Pattern and causes of the establishment of the invasive bacterial potato pathogen Dickeya solani and of the maintenance of the resident pathogen D. dianthicola.

Invasive pathogens can be a threat when they affect human health, food production or ecosystem services, by displacing resident species, and we need to understand the cause of their establishment. We studied the patterns and causes of the establishment of the pathogen Dickeya solani that recently invaded potato agrosystems in Europe by assessing its invasion dynamics and its competitive ability against the closely related resident D. dianthicola species. Epidemiological records over one decade in France revealed the establishment of D. solani and the maintenance of the resident D. dianthicola in potato fields exhibiting blackleg symptoms. Using experimentations, we showed that D. dianthicola caused a higher symptom incidence on aerial parts of potato plants than D. solani, while D. solani was more aggressive on tubers (i.e. with more severe symptoms). In co-infection assays, D. dianthicola outcompeted D. solani in aerial parts, while the two species co-existed in tubers. A comparison of 76 D. solani genomes (56 of which have been sequenced here) revealed balanced frequencies of two previously uncharacterized alleles, VfmBPro and VfmBSer , at the vfmB virulence gene. Experimental inoculations showed that the VfmBSer population was more aggressive on tubers, while the VfmBPro population outcompeted the VfmBSer population in stem lesions, suggesting an important role of the vfmB virulence gene in the ecology of the pathogens. This study thus brings novel insights allowing a better understanding of the pattern and causes of the D.solani invasion into potato production agrosystems, and the reasons why the endemic D. dianthicola nevertheless persisted.

Biocontrol of the Potato Blackleg and Soft Rot Diseases Caused by Dickeya dianthicola.

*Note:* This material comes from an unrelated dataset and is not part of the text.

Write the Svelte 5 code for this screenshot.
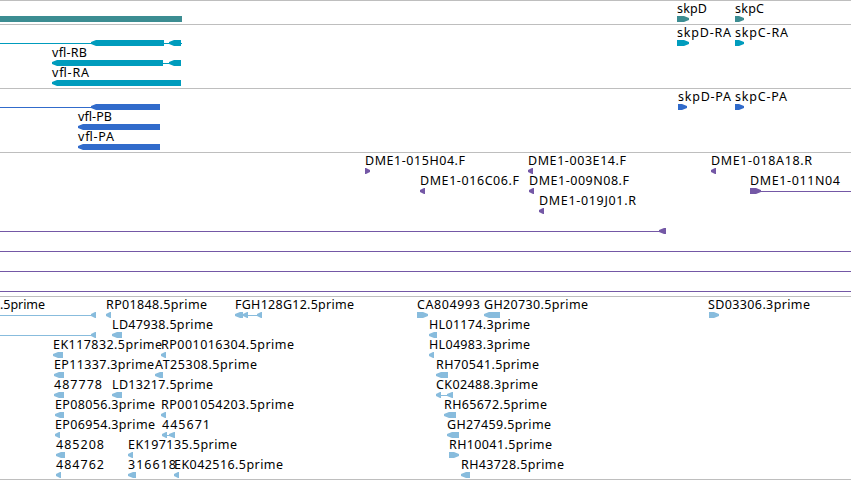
<script>
  // Segment: [start, end, direction]; direction -1 left, 1 right, 0 plain bar.
  // Feature: row, label, label start, label end, segments, connector lines.
  const tracks = [
    { h: 24, color: '#3c8d92', features: [
      [0, '', 0, 0, [[0, 182, 0]], []],
      [0, 'skpD', 677, 707, [[677, 689, 1]], []],
      [0, 'skpC', 735, 764, [[735, 744, 1]], []]
    ]},
    { h: 64, color: '#009cbd', features: [
      [0, '', 0, 0, [[91, 164, -1], [169, 181, -1]], [[0, 91], [164, 182]]],
      [1, 'vfl-RB', 52, 87, [[52, 163, -1], [169, 181, -1]], [[163, 169]]],
      [2, 'vfl-RA', 52, 89, [[52, 181, -1]], []],
      [0, 'skpD-RA', 677, 731, [[677, 689, 1]], []],
      [0, 'skpC-RA', 735, 788, [[735, 744, 1]], []]
    ]},
    { h: 64, color: '#316bcb', features: [
      [0, '', 0, 0, [[91, 160, -1]], [[0, 91]]],
      [1, 'vfl-PB', 78, 112, [[78, 160, -1]], []],
      [2, 'vfl-PA', 78, 114, [[78, 160, -1]], []],
      [0, 'skpD-PA', 678, 731, [[678, 687, 1]], []],
      [0, 'skpC-PA', 735, 787, [[735, 744, 1]], []]
    ]},
    { h: 144, color: '#7458a6', features: [
      [0, 'DME1-015H04.F', 365, 465, [[365, 370, 1]], []],
      [1, 'DME1-016C06.F', 420, 519, [[420, 425, -1]], []],
      [0, 'DME1-003E14.F', 528, 626, [[528, 533, -1]], []],
      [1, 'DME1-009N08.F', 529, 629, [[529, 534, -1]], []],
      [2, 'DME1-019J01.R', 539, 636, [[539, 544, -1]], []],
      [0, 'DME1-018A18.R', 711, 812, [[711, 716, -1]], []],
      [1, 'DME1-011N04', 750, 840, [[750, 761, 1]], [[760, 851]]],
      [3, '', 0, 0, [[659, 666, -1]], [[0, 660]]],
      [4, '', 0, 0, [], [[0, 851]]],
      [5, '', 0, 0, [], [[0, 851]]],
      [6, '', 0, 0, [], [[0, 851]]]
    ]},
    { h: 183, color: '#88bcdd', features: [
      [0, '.5prime', 0, 45, [[91, 96, -1]], [[0, 92]]],
      [1, '', 0, 0, [[91, 96, -1]], [[0, 92]]],
      [0, 'RP01848.5prime', 106, 207, [[106, 111, -1]], []],
      [1, 'LD47938.5prime', 112, 213, [[112, 122, -1]], []],
      [0, 'FGH128G12.5prime', 235, 354, [[235, 243, -1], [243, 248, -1], [257, 262, -1]], [[247, 258]]],
      [2, 'EK117832.5prime', 53, 162, [[53, 63, -1]], []],
      [2, 'RP001016304.5prime', 161, 294, [[161, 166, -1]], []],
      [3, 'EP11337.3prime', 54, 154, [[54, 64, -1]], []],
      [3, 'AT25308.5prime', 155, 257, [[155, 163, -1]], []],
      [4, '487778', 54, 102, [[54, 64, -1]], []],
      [4, 'LD13217.5prime', 112, 213, [[112, 122, -1]], []],
      [5, 'EP08056.3prime', 55, 155, [[55, 64, -1]], []],
      [5, 'RP001054203.5prime', 161, 294, [[161, 166, -1]], []],
      [6, 'EP06954.3prime', 55, 155, [[55, 60, -1]], []],
      [6, '445671', 162, 210, [[162, 167, -1], [169, 175, -1]], [[166, 170]]],
      [7, '485208', 56, 104, [[56, 65, -1]], []],
      [7, 'EK197135.5prime', 128, 237, [[128, 133, -1]], []],
      [8, '484762', 56, 104, [[56, 61, -1]], []],
      [8, '316618', 128, 176, [[128, 136, -1]], []],
      [8, 'EK042516.5prime', 174, 283, [[174, 179, -1]], []],
      [0, 'CA804993', 417, 480, [[417, 428, 1]], []],
      [0, 'GH20730.5prime', 484, 588, [[484, 500, -1]], []],
      [1, 'HL01174.3prime', 429, 530, [[429, 437, -1]], []],
      [2, 'HL04983.3prime', 429, 530, [[429, 434, -1]], []],
      [3, 'RH70541.5prime', 436, 539, [[436, 448, -1]], []],
      [4, 'CK02488.3prime', 436, 538, [[436, 441, -1], [447, 453, -1]], [[440, 448]]],
      [5, 'RH65672.5prime', 444, 547, [[444, 456, -1]], []],
      [6, 'GH27459.5prime', 447, 551, [[447, 459, -1]], []],
      [7, 'RH10041.5prime', 449, 552, [[449, 459, 1]], []],
      [8, 'RH43728.5prime', 461, 564, [[461, 470, -1]], []],
      [0, 'SD03306.3prime', 708, 810, [[709, 719, 1]], []]
    ]}
  ];

  function shape([a, b, dir], row) {
    const t = 15 + row * 20;
    if (dir === 0) return `M${a} ${t}H${b}V${t + 6}H${a}Z`;
    const head = Math.min(5, b - a - 1);
    if (dir < 0) return `M${a} ${t + 2}L${a + head} ${t}H${b}V${t + 6}H${a + head}L${a} ${t + 4}Z`;
    return `M${b} ${t + 2}L${b - head} ${t}H${a}V${t + 6}H${b - head}L${b} ${t + 4}Z`;
  }
</script>

<main>
  {#each tracks as track}
    <section>
      <svg width="851" height={track.h - 1} fill={track.color}>
        {#each track.features as [row, label, x1, x2, segments, lines]}
          {#each lines as [a, b]}
            <rect x={a} y={18 + row * 20} width={b - a} height="1" />
          {/each}
          {#each segments as seg}
            <path d={shape(seg, row)} />
          {/each}
          {#if label}
            <text x={x1} y={12 + row * 20} textLength={x2 - x1} lengthAdjust="spacing">{label}</text>
          {/if}
        {/each}
      </svg>
    </section>
  {/each}
</main>

<style>
  :global(body) {
    background: #fff;
  }
  main {
    width: 851px;
    height: 480px;
    box-sizing: border-box;
    border-bottom: 1px solid #bebebe;
  }
  section {
    border-top: 1px solid #bebebe;
  }
  svg {
    display: block;
    overflow: visible;
  }
  text {
    font: 12.5px 'Noto Sans', 'Open Sans', sans-serif;
    fill: #000;
  }
</style>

Development of protection tools targeting Dickeya species is an important issue in the potato production. Here, we present the identification and the characterization of novel biocontrol agents. Successive screenings of 10,000 bacterial isolates led us to retain 58 strains that exhibited growth inhibition properties against several Dickeya sp. and/or Pectobacterium sp. pathogens. Most of them belonged to the Pseudomonas and Bacillus genera. In vitro assays revealed a fitness decrease of the tested Dickeya sp. and Pectobacterium sp. pathogens in the presence of the biocontrol agents. In addition, four independent greenhouse assays performed to evaluate the biocontrol bacteria effect on potato plants artificially contaminated with Dickeya dianthicola revealed that a mix of three biocontrol agents, namely, Pseudomonas putida PA14H7 and Pseudomonas fluorescens PA3G8 and PA4C2, repeatedly decreased the severity of blackleg symptoms as well as the transmission of D. dianthicola to the tuber progeny. This work highlights the use of a combination of biocontrol strains as a potential strategy to limit the soft rot and blackleg diseases caused by D. dianthicola on potato plants and tubers.

Dissimilar gene repertoires of Dickeya solani involved in the colonization of lesions and roots of Solanum tuberosum.

Dickeya and Pectobacterium species are necrotrophic pathogens that macerate stems (blackleg disease) and tubers (soft rot disease) of Solanum tuberosum. They proliferate by exploiting plant cell remains. They also colonize roots, even if no symptoms are observed. The genes involved in pre-symptomatic root colonization are poorly understood. Here, transposon-sequencing (Tn-seq) analysis of Dickeya solani living in macerated tissues revealed 126 genes important for competitive colonization of tuber lesions and 207 for stem lesions, including 96 genes common to both conditions. Common genes included acr genes involved in the detoxification of plant defense phytoalexins and kduD, kduI, eda (=kdgA), gudD, garK, garL, and garR genes involved in the assimilation of pectin and galactarate. In root colonization, Tn-seq highlighted 83 genes, all different from those in stem and tuber lesion conditions. They encode the exploitation of organic and mineral nutrients (dpp, ddp, dctA, and pst) including glucuronate (kdgK and yeiQ) and synthesis of metabolites: cellulose (celY and bcs), aryl polyene (ape), and oocydin (ooc). We constructed in-frame deletion mutants of bcsA, ddpA, apeH, and pstA genes. All mutants were virulent in stem infection assays, but they were impaired in the competitive colonization of roots. In addition, the ΔpstA mutant was impaired in its capacity to colonize progeny tubers. Overall, this work distinguished two metabolic networks supporting either an oligotrophic lifestyle on roots or a copiotrophic lifestyle in lesions. This work revealed novel traits and pathways important for understanding how the D. solani pathogen efficiently survives on roots, persists in the environment, and colonizes progeny tubers.